▸ **Written request**
Copy each line of the data below exactly, leaving out pictures.
┏━━
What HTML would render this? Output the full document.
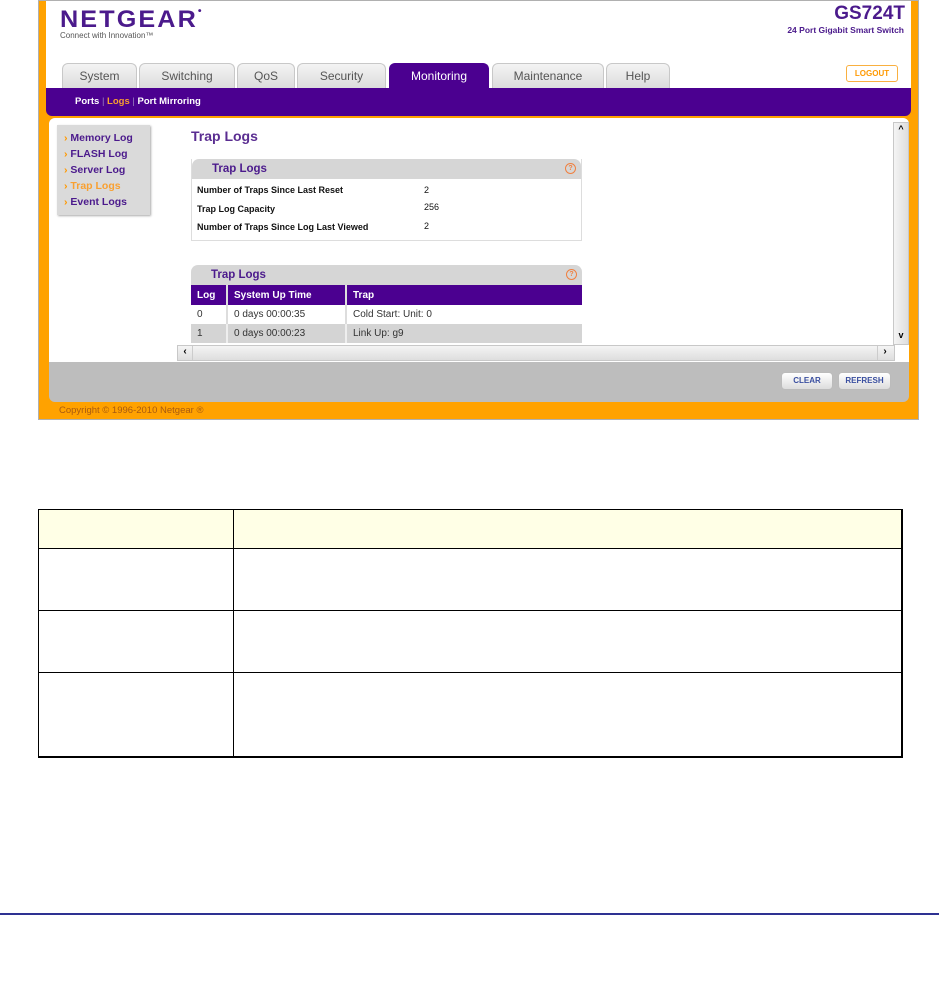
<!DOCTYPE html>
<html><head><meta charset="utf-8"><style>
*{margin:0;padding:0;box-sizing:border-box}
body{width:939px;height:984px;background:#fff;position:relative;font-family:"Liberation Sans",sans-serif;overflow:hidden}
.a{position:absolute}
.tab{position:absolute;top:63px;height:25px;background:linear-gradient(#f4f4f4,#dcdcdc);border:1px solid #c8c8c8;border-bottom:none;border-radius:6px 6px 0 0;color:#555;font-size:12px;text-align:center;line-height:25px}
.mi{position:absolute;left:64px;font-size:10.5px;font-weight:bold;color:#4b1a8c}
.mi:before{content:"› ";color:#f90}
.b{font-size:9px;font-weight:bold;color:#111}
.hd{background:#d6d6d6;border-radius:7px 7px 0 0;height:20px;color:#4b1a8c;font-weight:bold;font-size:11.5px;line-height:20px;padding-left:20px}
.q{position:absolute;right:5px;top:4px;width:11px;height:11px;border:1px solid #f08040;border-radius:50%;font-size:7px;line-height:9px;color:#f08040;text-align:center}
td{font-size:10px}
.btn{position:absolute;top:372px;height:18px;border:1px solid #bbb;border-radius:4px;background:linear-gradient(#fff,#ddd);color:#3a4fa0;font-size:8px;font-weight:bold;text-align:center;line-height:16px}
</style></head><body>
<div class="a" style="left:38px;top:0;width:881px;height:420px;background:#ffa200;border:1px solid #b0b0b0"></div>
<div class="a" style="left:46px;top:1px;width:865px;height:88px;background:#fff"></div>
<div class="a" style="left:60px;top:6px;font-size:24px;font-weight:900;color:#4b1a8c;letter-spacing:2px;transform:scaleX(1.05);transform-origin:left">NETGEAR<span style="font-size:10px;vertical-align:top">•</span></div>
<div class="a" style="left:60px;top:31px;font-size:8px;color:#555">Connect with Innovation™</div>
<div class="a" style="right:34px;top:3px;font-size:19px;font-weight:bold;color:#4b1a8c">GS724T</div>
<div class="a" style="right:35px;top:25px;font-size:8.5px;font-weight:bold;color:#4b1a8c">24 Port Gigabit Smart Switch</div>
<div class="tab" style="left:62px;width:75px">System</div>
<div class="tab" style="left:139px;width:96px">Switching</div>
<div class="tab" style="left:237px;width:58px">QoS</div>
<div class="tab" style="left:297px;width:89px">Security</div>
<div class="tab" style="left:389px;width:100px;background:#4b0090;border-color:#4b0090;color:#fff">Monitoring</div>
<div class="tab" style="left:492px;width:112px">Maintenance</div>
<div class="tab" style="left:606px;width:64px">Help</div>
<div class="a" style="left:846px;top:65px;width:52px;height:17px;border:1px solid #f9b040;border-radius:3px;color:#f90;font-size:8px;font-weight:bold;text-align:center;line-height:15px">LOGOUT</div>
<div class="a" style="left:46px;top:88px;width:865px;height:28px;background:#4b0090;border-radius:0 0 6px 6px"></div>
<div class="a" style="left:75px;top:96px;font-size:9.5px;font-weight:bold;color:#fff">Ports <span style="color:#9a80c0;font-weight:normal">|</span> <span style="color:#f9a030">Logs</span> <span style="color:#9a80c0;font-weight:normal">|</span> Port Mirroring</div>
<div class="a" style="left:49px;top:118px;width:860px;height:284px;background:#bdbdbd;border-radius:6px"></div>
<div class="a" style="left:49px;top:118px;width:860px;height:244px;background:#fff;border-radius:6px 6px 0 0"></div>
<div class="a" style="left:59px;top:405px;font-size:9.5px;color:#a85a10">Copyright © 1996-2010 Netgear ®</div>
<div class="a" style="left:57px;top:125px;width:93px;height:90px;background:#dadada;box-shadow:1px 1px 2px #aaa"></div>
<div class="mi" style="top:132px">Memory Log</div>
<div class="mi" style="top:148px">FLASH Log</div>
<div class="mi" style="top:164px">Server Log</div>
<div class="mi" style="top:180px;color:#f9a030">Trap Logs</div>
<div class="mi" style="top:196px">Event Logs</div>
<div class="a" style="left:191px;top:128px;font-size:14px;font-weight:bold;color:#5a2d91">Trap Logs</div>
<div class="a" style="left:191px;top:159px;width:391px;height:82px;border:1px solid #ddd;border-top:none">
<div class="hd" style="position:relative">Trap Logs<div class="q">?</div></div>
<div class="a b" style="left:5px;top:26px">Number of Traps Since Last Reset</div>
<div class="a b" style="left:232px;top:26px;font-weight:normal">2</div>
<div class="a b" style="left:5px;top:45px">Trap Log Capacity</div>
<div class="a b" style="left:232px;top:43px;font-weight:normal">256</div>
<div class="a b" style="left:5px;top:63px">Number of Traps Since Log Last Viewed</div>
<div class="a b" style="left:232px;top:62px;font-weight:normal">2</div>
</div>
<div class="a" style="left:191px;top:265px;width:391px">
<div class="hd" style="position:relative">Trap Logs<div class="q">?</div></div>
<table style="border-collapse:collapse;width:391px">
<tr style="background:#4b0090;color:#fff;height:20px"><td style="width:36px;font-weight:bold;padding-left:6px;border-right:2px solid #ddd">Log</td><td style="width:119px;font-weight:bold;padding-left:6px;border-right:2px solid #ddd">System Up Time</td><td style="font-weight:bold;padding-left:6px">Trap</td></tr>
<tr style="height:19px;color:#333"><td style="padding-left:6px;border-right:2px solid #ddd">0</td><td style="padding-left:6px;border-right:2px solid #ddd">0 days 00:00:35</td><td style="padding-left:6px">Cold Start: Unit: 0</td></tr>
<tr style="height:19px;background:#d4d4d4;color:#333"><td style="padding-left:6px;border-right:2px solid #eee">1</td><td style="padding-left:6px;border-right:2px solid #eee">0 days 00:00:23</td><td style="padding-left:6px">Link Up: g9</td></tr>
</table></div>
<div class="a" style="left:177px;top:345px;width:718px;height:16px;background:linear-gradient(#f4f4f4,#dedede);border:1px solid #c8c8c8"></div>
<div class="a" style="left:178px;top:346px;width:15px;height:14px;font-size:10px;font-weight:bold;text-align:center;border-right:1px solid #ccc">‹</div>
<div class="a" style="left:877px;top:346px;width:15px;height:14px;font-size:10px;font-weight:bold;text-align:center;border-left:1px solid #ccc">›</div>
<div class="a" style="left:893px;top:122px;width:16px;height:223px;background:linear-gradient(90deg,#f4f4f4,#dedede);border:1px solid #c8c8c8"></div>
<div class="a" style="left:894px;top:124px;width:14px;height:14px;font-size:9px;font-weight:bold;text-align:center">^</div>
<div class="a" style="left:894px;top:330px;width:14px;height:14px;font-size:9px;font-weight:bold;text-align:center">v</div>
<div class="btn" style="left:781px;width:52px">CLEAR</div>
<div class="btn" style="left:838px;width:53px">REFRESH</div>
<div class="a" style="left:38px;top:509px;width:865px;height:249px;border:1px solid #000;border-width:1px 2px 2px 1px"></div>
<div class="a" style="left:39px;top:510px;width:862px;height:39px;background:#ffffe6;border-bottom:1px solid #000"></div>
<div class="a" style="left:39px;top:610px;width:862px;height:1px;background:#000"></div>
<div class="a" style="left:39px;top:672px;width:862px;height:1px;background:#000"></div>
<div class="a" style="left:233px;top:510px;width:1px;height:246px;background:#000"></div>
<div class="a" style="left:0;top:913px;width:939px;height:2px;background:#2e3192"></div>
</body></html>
┗━━
▸ **The result**
What HTML would render this? Output the full document.
<!DOCTYPE html>
<html><head><meta charset="utf-8"><style>
*{margin:0;padding:0;box-sizing:border-box}
body{width:939px;height:984px;background:#fff;position:relative;font-family:"Liberation Sans",sans-serif;overflow:hidden}
.a{position:absolute}
.tab{position:absolute;top:63px;height:25px;background:linear-gradient(#f4f4f4,#dcdcdc);border:1px solid #c8c8c8;border-bottom:none;border-radius:6px 6px 0 0;color:#555;font-size:12px;text-align:center;line-height:25px}
.mi{position:absolute;left:64px;font-size:10.5px;font-weight:bold;color:#4b1a8c}
.mi:before{content:"› ";color:#f90}
.b{font-size:9px;font-weight:bold;color:#111}
.hd{background:#d6d6d6;border-radius:7px 7px 0 0;height:20px;color:#4b1a8c;font-weight:bold;font-size:11.5px;line-height:20px;padding-left:20px}
.q{position:absolute;right:5px;top:4px;width:11px;height:11px;border:1px solid #f08040;border-radius:50%;font-size:7px;line-height:9px;color:#f08040;text-align:center}
td{font-size:10px}
.btn{position:absolute;top:372px;height:18px;border:1px solid #bbb;border-radius:4px;background:linear-gradient(#fff,#ddd);color:#3a4fa0;font-size:8px;font-weight:bold;text-align:center;line-height:16px}
</style></head><body>
<div class="a" style="left:38px;top:0;width:881px;height:420px;background:#ffa200;border:1px solid #b0b0b0"></div>
<div class="a" style="left:46px;top:1px;width:865px;height:88px;background:#fff"></div>
<div class="a" style="left:60px;top:6px;font-size:24px;font-weight:900;color:#4b1a8c;letter-spacing:2px;transform:scaleX(1.05);transform-origin:left">NETGEAR<span style="font-size:10px;vertical-align:top">•</span></div>
<div class="a" style="left:60px;top:31px;font-size:8px;color:#555">Connect with Innovation™</div>
<div class="a" style="right:34px;top:3px;font-size:19px;font-weight:bold;color:#4b1a8c">GS724T</div>
<div class="a" style="right:35px;top:25px;font-size:8.5px;font-weight:bold;color:#4b1a8c">24 Port Gigabit Smart Switch</div>
<div class="tab" style="left:62px;width:75px">System</div>
<div class="tab" style="left:139px;width:96px">Switching</div>
<div class="tab" style="left:237px;width:58px">QoS</div>
<div class="tab" style="left:297px;width:89px">Security</div>
<div class="tab" style="left:389px;width:100px;background:#4b0090;border-color:#4b0090;color:#fff">Monitoring</div>
<div class="tab" style="left:492px;width:112px">Maintenance</div>
<div class="tab" style="left:606px;width:64px">Help</div>
<div class="a" style="left:846px;top:65px;width:52px;height:17px;border:1px solid #f9b040;border-radius:3px;color:#f90;font-size:8px;font-weight:bold;text-align:center;line-height:15px">LOGOUT</div>
<div class="a" style="left:46px;top:88px;width:865px;height:28px;background:#4b0090;border-radius:0 0 6px 6px"></div>
<div class="a" style="left:75px;top:96px;font-size:9.5px;font-weight:bold;color:#fff">Ports <span style="color:#9a80c0;font-weight:normal">|</span> <span style="color:#f9a030">Logs</span> <span style="color:#9a80c0;font-weight:normal">|</span> Port Mirroring</div>
<div class="a" style="left:49px;top:118px;width:860px;height:284px;background:#bdbdbd;border-radius:6px"></div>
<div class="a" style="left:49px;top:118px;width:860px;height:244px;background:#fff;border-radius:6px 6px 0 0"></div>
<div class="a" style="left:59px;top:405px;font-size:9.5px;color:#a85a10">Copyright © 1996-2010 Netgear ®</div>
<div class="a" style="left:57px;top:125px;width:93px;height:90px;background:#dadada;box-shadow:1px 1px 2px #aaa"></div>
<div class="mi" style="top:132px">Memory Log</div>
<div class="mi" style="top:148px">FLASH Log</div>
<div class="mi" style="top:164px">Server Log</div>
<div class="mi" style="top:180px;color:#f9a030">Trap Logs</div>
<div class="mi" style="top:196px">Event Logs</div>
<div class="a" style="left:191px;top:128px;font-size:14px;font-weight:bold;color:#5a2d91">Trap Logs</div>
<div class="a" style="left:191px;top:159px;width:391px;height:82px;border:1px solid #ddd;border-top:none">
<div class="hd" style="position:relative">Trap Logs<div class="q">?</div></div>
<div class="a b" style="left:5px;top:26px">Number of Traps Since Last Reset</div>
<div class="a b" style="left:232px;top:26px;font-weight:normal">2</div>
<div class="a b" style="left:5px;top:45px">Trap Log Capacity</div>
<div class="a b" style="left:232px;top:43px;font-weight:normal">256</div>
<div class="a b" style="left:5px;top:63px">Number of Traps Since Log Last Viewed</div>
<div class="a b" style="left:232px;top:62px;font-weight:normal">2</div>
</div>
<div class="a" style="left:191px;top:265px;width:391px">
<div class="hd" style="position:relative">Trap Logs<div class="q">?</div></div>
<table style="border-collapse:collapse;width:391px">
<tr style="background:#4b0090;color:#fff;height:20px"><td style="width:36px;font-weight:bold;padding-left:6px;border-right:2px solid #ddd">Log</td><td style="width:119px;font-weight:bold;padding-left:6px;border-right:2px solid #ddd">System Up Time</td><td style="font-weight:bold;padding-left:6px">Trap</td></tr>
<tr style="height:19px;color:#333"><td style="padding-left:6px;border-right:2px solid #ddd">0</td><td style="padding-left:6px;border-right:2px solid #ddd">0 days 00:00:35</td><td style="padding-left:6px">Cold Start: Unit: 0</td></tr>
<tr style="height:19px;background:#d4d4d4;color:#333"><td style="padding-left:6px;border-right:2px solid #eee">1</td><td style="padding-left:6px;border-right:2px solid #eee">0 days 00:00:23</td><td style="padding-left:6px">Link Up: g9</td></tr>
</table></div>
<div class="a" style="left:177px;top:345px;width:718px;height:16px;background:linear-gradient(#f4f4f4,#dedede);border:1px solid #c8c8c8"></div>
<div class="a" style="left:178px;top:346px;width:15px;height:14px;font-size:10px;font-weight:bold;text-align:center;border-right:1px solid #ccc">‹</div>
<div class="a" style="left:877px;top:346px;width:15px;height:14px;font-size:10px;font-weight:bold;text-align:center;border-left:1px solid #ccc">›</div>
<div class="a" style="left:893px;top:122px;width:16px;height:223px;background:linear-gradient(90deg,#f4f4f4,#dedede);border:1px solid #c8c8c8"></div>
<div class="a" style="left:894px;top:124px;width:14px;height:14px;font-size:9px;font-weight:bold;text-align:center">^</div>
<div class="a" style="left:894px;top:330px;width:14px;height:14px;font-size:9px;font-weight:bold;text-align:center">v</div>
<div class="btn" style="left:781px;width:52px">CLEAR</div>
<div class="btn" style="left:838px;width:53px">REFRESH</div>
<div class="a" style="left:38px;top:509px;width:865px;height:249px;border:1px solid #000;border-width:1px 2px 2px 1px"></div>
<div class="a" style="left:39px;top:510px;width:862px;height:39px;background:#ffffe6;border-bottom:1px solid #000"></div>
<div class="a" style="left:39px;top:610px;width:862px;height:1px;background:#000"></div>
<div class="a" style="left:39px;top:672px;width:862px;height:1px;background:#000"></div>
<div class="a" style="left:233px;top:510px;width:1px;height:246px;background:#000"></div>
<div class="a" style="left:0;top:913px;width:939px;height:2px;background:#2e3192"></div>
</body></html>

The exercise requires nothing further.